The fence is under construction to provide more security, Mitchell noted.

But Bender wonders whether the owner will follow whatever rules are established by the county if it grants permission for the expansion because, earlier this month, the county had to stop the center from working on the site because it did not have all the proper approvals.

"To me, they haven't been good neighbors from the get-go," Bender said.

Mitchell said the center has its permit for the fence, and the only other issue concerned sand blowing onto the neighbors' properties, which was resolved using a silt screen.

As letters from the county about today's hearing went out to property owners around the treatment center, Bender said residents began to talk to one another and express their disapproval of the expansion.

"The neighbor down the street has been writing letters to several agencies," Bender said. "We're shocked that something so commercial and so big could be put into a residential neighborhood."

Addition within limits

The county staff is recommending approval of the conditional use permit with a variety of provisions. The staff report notes that the site at one time included 11.6 acres and had permission for 15 buildings and 150 beds for adult congregate living.

Since that time, the rest of the property has been divided, with Bender's property part of what was separated off.

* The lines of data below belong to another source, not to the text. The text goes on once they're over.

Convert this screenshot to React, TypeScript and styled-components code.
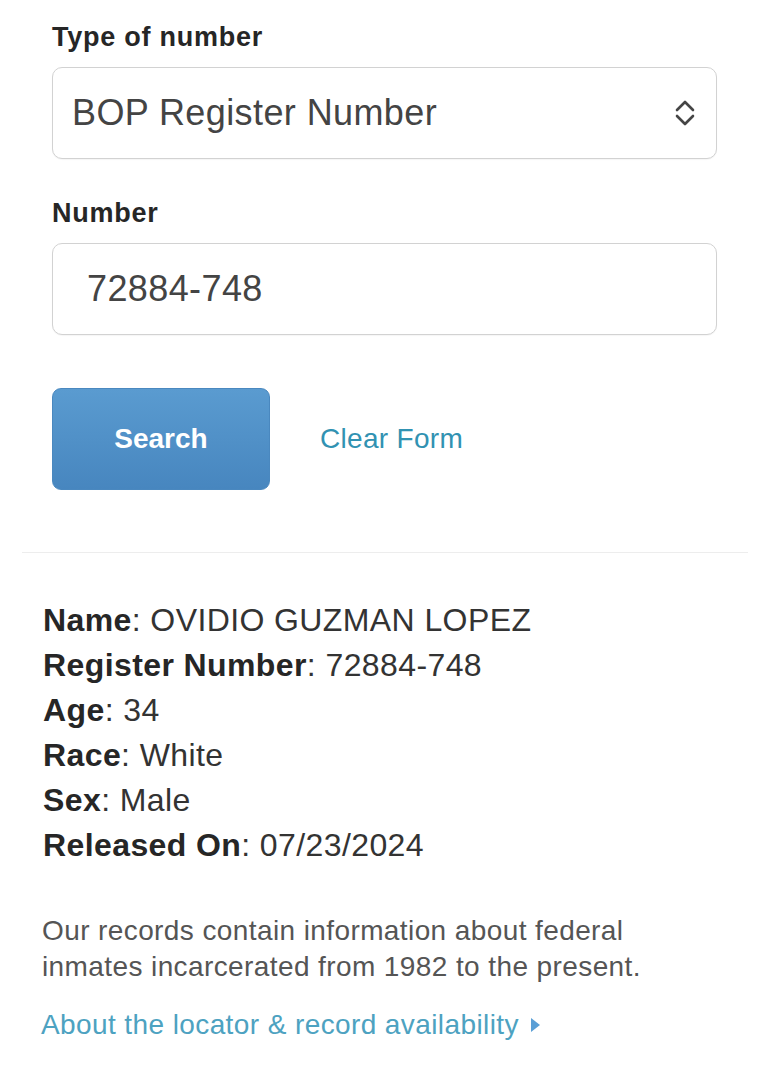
import styled, { createGlobalStyle } from 'styled-components';

const GlobalStyle = createGlobalStyle`
  html, body {
    margin: 0;
    padding: 0;
    background: #ffffff;
  }
  body {
    font-family: "Liberation Sans", Arial, Helvetica, sans-serif;
    color: #2a2a2a;
  }
`;

const Page = styled.div`
  width: 768px;
  min-height: 1071px;
  background: #ffffff;
`;

const SearchForm = styled.form`
  display: flex;
  flex-direction: column;
  padding: 21px 51px 0 52px;
`;

const FieldGroup = styled.div<{ $spaced?: boolean }>`
  display: flex;
  flex-direction: column;
  margin-top: ${({ $spaced }) => ($spaced ? '38px' : '0')};
`;

const FieldLabel = styled.label`
  font-size: 27px;
  line-height: 32px;
  font-weight: bold;
  letter-spacing: 0.75px;
  color: #262626;
  margin-bottom: 14px;
`;

const FieldBox = styled.div<{ $inset: number }>`
  display: flex;
  align-items: center;
  justify-content: space-between;
  box-sizing: border-box;
  height: 92px;
  padding: 0 20px 0 ${({ $inset }) => $inset}px;
  border: 1.5px solid #d2d2d2;
  border-radius: 10px;
  background: #ffffff;
  box-shadow: 0 1px 1px rgba(0, 0, 0, 0.04);
`;

const FieldValue = styled.span`
  font-size: 36px;
  letter-spacing: 0.4px;
  color: #444444;
`;

const ActionsRow = styled.div`
  display: flex;
  align-items: center;
  gap: 50px;
  margin-top: 53px;
`;

const SearchButton = styled.button`
  width: 218px;
  height: 102px;
  border: 1px solid #4a88bf;
  border-radius: 9px;
  background: linear-gradient(#5a9bd0, #4786bf);
  color: #ffffff;
  font-family: "Liberation Sans", Arial, Helvetica, sans-serif;
  font-size: 28px;
  font-weight: bold;
  cursor: pointer;
`;

const TextLink = styled.a<{ $tone?: string }>`
  font-size: 28px;
  letter-spacing: 0.3px;
  color: ${({ $tone }) => $tone ?? '#3192b2'};
  text-decoration: none;
`;

const Divider = styled.hr`
  margin: 62px 20px 0 22px;
  border: none;
  border-top: 1px solid #ededed;
`;

const Details = styled.dl`
  margin: 45px 0 0;
  padding: 0 0 0 43px;
`;

const DetailRow = styled.div`
  font-size: 32px;
  line-height: 45px;
  letter-spacing: 0.4px;
  color: #333333;
`;

const DetailKey = styled.dt`
  display: inline;
  font-weight: bold;
  color: #262626;
`;

const DetailValue = styled.dd`
  display: inline;
  margin: 0;
`;

const Notice = styled.p`
  margin: 45px 0 0;
  padding-left: 42px;
  font-size: 28px;
  line-height: 36px;
  letter-spacing: 0.4px;
  color: #555555;
`;

const AboutLink = styled(TextLink)`
  display: inline-flex;
  align-items: center;
  gap: 12px;
  margin: 22px 0 0 41px;
  line-height: 36px;
  letter-spacing: 0.4px;
`;

const Chevrons = () => (
  <svg width="22" height="30" viewBox="0 0 22 30" fill="none" stroke="#454545" strokeWidth="2.6" strokeLinecap="round" strokeLinejoin="round">
    <path d="M3 12 L11 4 L19 12" />
    <path d="M3 18 L11 26 L19 18" />
  </svg>
);

const Caret = () => (
  <svg width="9" height="14" viewBox="0 0 9 14">
    <path d="M0 0 L9 7 L0 14 Z" fill="#5a9fd6" />
  </svg>
);

const details = [
  { key: 'Name', value: 'OVIDIO GUZMAN LOPEZ' },
  { key: 'Register Number', value: '72884-748' },
  { key: 'Age', value: '34' },
  { key: 'Race', value: 'White' },
  { key: 'Sex', value: 'Male' },
  { key: 'Released On', value: '07/23/2024' },
];

export default function App() {
  return (
    <Page>
      <GlobalStyle />
      <SearchForm onSubmit={(e) => e.preventDefault()}>
        <FieldGroup>
          <FieldLabel>Type of number</FieldLabel>
          <FieldBox $inset={19}>
            <FieldValue>BOP Register Number</FieldValue>
            <Chevrons />
          </FieldBox>
        </FieldGroup>

        <FieldGroup $spaced>
          <FieldLabel>Number</FieldLabel>
          <FieldBox $inset={34}>
            <FieldValue>72884-748</FieldValue>
          </FieldBox>
        </FieldGroup>

        <ActionsRow>
          <SearchButton type="submit">Search</SearchButton>
          <TextLink href="#">Clear Form</TextLink>
        </ActionsRow>
      </SearchForm>

      <Divider />

      <Details>
        {details.map((d) => (
          <DetailRow key={d.key}>
            <DetailKey>{d.key}</DetailKey>: <DetailValue>{d.value}</DetailValue>
          </DetailRow>
        ))}
      </Details>

      <Notice>
        Our records contain information about federal
        <br />
        inmates incarcerated from 1982 to the present.
      </Notice>

      <AboutLink href="#" $tone="#4da2c1">
        About the locator &amp; record availability
        <Caret />
      </AboutLink>
    </Page>
  );
}
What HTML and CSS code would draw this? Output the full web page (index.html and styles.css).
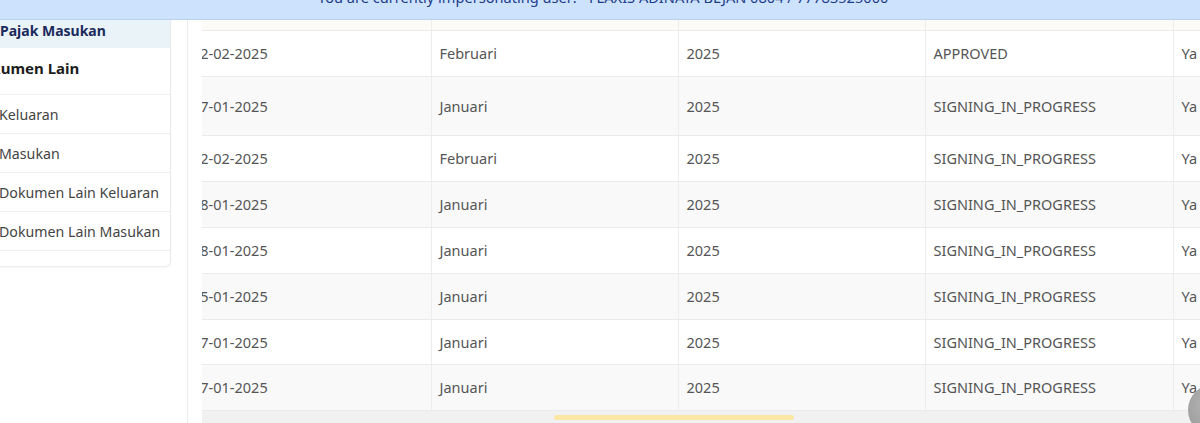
FILE: index.html
```html
<!DOCTYPE html>
<html lang="id">
<head>
  <meta charset="UTF-8">
  <meta name="viewport" content="width=device-width, initial-scale=1.0">
  <title>Dokumen Pajak</title>
  <link rel="stylesheet" href="styles.css">
</head>
<body>
  <div class="impersonate-bar">
    <div class="impersonate-text">You are currently impersonating user: - FLAXIS ADINATA BEJAN 0804 / 77783525000</div>
  </div>

  <div class="page">
    <aside class="sidebar">
      <div class="menu-item active">Pajak Masukan</div>
      <div class="menu-title">Dokumen Lain</div>
      <div class="menu-item">Keluaran</div>
      <div class="menu-item">Masukan</div>
      <div class="menu-item">Dokumen Lain Keluaran</div>
      <div class="menu-item">Dokumen Lain Masukan</div>
    </aside>

    <main class="content">
      <div class="table-scroll">
        <table class="doc-table">
          <colgroup>
            <col class="col-date">
            <col class="col-month">
            <col class="col-year">
            <col class="col-status">
            <col class="col-flag">
          </colgroup>
          <thead>
            <tr class="head-row">
              <th></th><th></th><th></th><th></th><th></th>
            </tr>
          </thead>
          <tbody>
            <tr><td>12-02-2025</td><td>Februari</td><td>2025</td><td>APPROVED</td><td>Ya</td></tr>
            <tr class="tall"><td>17-01-2025</td><td>Januari</td><td>2025</td><td>SIGNING_IN_PROGRESS</td><td>Ya</td></tr>
            <tr><td>12-02-2025</td><td>Februari</td><td>2025</td><td>SIGNING_IN_PROGRESS</td><td>Ya</td></tr>
            <tr><td>28-01-2025</td><td>Januari</td><td>2025</td><td>SIGNING_IN_PROGRESS</td><td>Ya</td></tr>
            <tr><td>28-01-2025</td><td>Januari</td><td>2025</td><td>SIGNING_IN_PROGRESS</td><td>Ya</td></tr>
            <tr><td>15-01-2025</td><td>Januari</td><td>2025</td><td>SIGNING_IN_PROGRESS</td><td>Ya</td></tr>
            <tr class="short"><td>17-01-2025</td><td>Januari</td><td>2025</td><td>SIGNING_IN_PROGRESS</td><td>Ya</td></tr>
            <tr><td>17-01-2025</td><td>Januari</td><td>2025</td><td>SIGNING_IN_PROGRESS</td><td>Ya</td></tr>
          </tbody>
        </table>
        <div class="h-scrollbar">
          <div class="h-thumb"></div>
        </div>
      </div>
    </main>
  </div>

  <div class="float-btn"></div>
</body>
</html>
```

FILE: styles.css
```css
html, body {
  margin: 0;
  height: 423px;
  overflow: hidden;
}

body {
  font-family: "Noto Sans", "Open Sans", sans-serif;
  font-size: 14px;
  color: #555;
  background-color: #fff;
}

.impersonate-bar {
  height: 19px;
  overflow: hidden;
  background-color: #cde2fc;
  border-bottom: 1px solid #b9d2f0;
  text-align: center;
}

.impersonate-text {
  margin-top: -13px;
  padding-left: 6px;
  font-size: 14.6px;
  line-height: 20px;
  color: #1d3d8a;
  white-space: nowrap;
}

.page {
  display: flex;
  height: 403px;
}

/* Sidebar */
.sidebar {
  width: 170px;
  height: 246px;
  flex-shrink: 0;
  overflow: hidden;
  background-color: #fff;
  border-right: 1px solid #e8e8e8;
  border-bottom: 1px solid #eee;
  border-bottom-right-radius: 6px;
  box-shadow: 0 1px 2px rgba(0, 0, 0, 0.04);
}

.menu-item {
  height: 38px;
  line-height: 40px;
  margin-left: -1px;
  border-bottom: 1px solid #f0f0f0;
  color: #444;
  font-size: 14.2px;
  white-space: nowrap;
}

.menu-item.active {
  height: 28px;
  line-height: 21px;
  margin-left: 0;
  background-color: #eaf3f8;
  color: #1b2a5c;
  font-weight: 700;
  font-size: 14px;
  border-bottom: none;
}

.menu-title {
  height: 46px;
  line-height: 41px;
  margin-left: -29px;
  border-bottom: 1px solid #f0f0f0;
  color: #1d1d1d;
  font-weight: 700;
  font-size: 15px;
  white-space: nowrap;
}

/* Content */
.content {
  flex: 1;
  min-width: 0;
  margin-left: 16px;
  padding-left: 14px;
  border-left: 1px solid #ececec;
}

.table-scroll {
  height: 403px;
  overflow: hidden;
}

.doc-table {
  width: 1300px;
  margin-left: -18px;
  border-collapse: collapse;
  table-layout: fixed;
  font-size: 14.5px;
}

.col-date,
.col-month,
.col-year {
  width: 247px;
}

.col-status {
  width: 248px;
}

.doc-table th,
.doc-table td {
  padding: 0 8px;
  text-align: left;
  white-space: nowrap;
  border-bottom: 1px solid #ebebeb;
  border-right: 1px solid #ededed;
}

.head-row th {
  height: 10px;
  background-color: #fdfbf8;
}

.doc-table td {
  height: 45px;
  line-height: 21px;
}

.doc-table tbody tr:nth-child(even) td {
  background-color: #f9f9f9;
}

.doc-table tr.tall td {
  height: 58px;
}

.doc-table tr.short td {
  height: 44px;
}

.h-scrollbar {
  height: 13px;
  margin-right: -20px;
  background-color: #f1f1f1;
  padding-top: 4px;
  box-sizing: border-box;
}

.h-thumb {
  width: 240px;
  height: 5px;
  margin-left: 352px;
  border-radius: 3px;
  background-color: #fbe6a3;
}

.float-btn {
  position: absolute;
  left: 1188px;
  top: 384px;
  width: 52px;
  height: 52px;
  border-radius: 50%;
  background: radial-gradient(circle at 40% 40%, #b5b5b5, #8f8f8f);
}
```
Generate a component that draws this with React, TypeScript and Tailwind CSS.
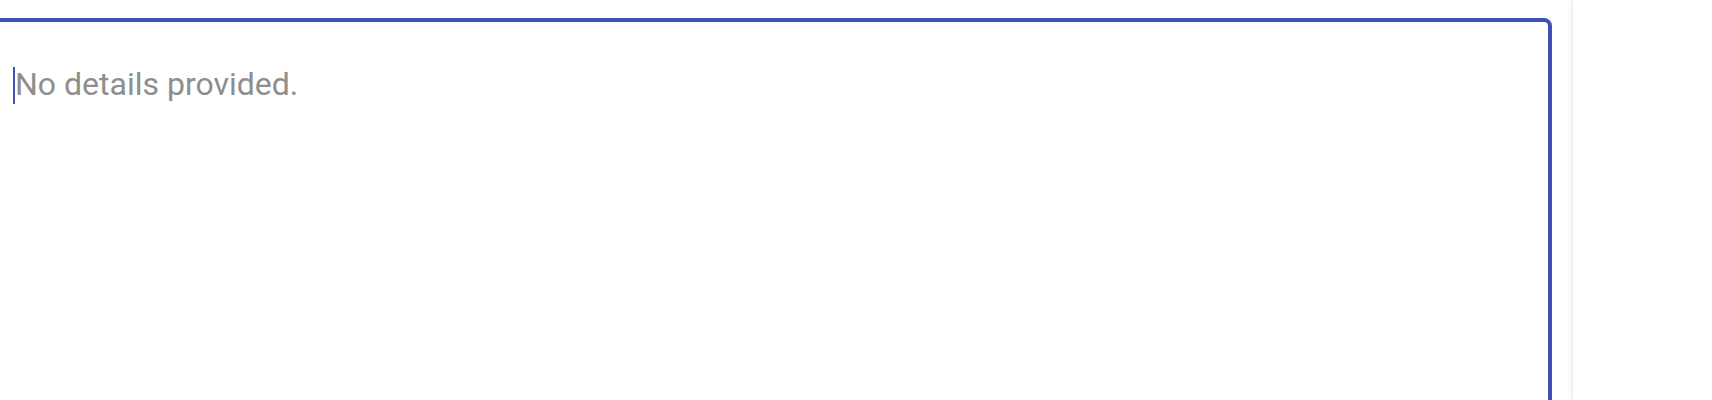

Another piece of the original site is a parcel owned by a neighbor. It has seven buildings on it that were used for an adult congregate living facility, but are now vacant.

"The expansion of the subject site (54 total beds) in conjunction with the southern parcel (60 total beds) does not exceed the original approval for 150 beds," according to the staff report.

Mitchell described a program of treatment for patients who would stay at the facility an average of 90 to 120 days. It is not like an affiliated medical detox facility in New Port Richey where patients stay for about seven days through the acute withdrawal stages of detoxification from alcohol or drugs.

Life-skills training

The Pasco facility, known as the Novus Medical Detox Center, opened in spring 2007. It described its approach in a November 2006 newsletter: "Because prescription drug use is so pervasive in this country, many people who want Scientology auditing services are on these drugs and now there are few, if any, sane medical facilities that can withdraw them."

Mitchell said the corporation that owns the Spring Hill center is Narconon Spring Hill Inc. Narconon is a secular, nonprofit group that has 145 units in 45 countries around the world.

The program uses life-skills courses modeled on the writings of L. Ron Hubbard, the founder of Scientology.

But Mitchell said the drug treatment facilities are not religious, and religious affiliation is not asked of clients. He said the program differs from standard drug and alcohol treatment programs in the following way:

"Our program believes in and works towards stable, permanent recovery from alcohol or other drug addiction.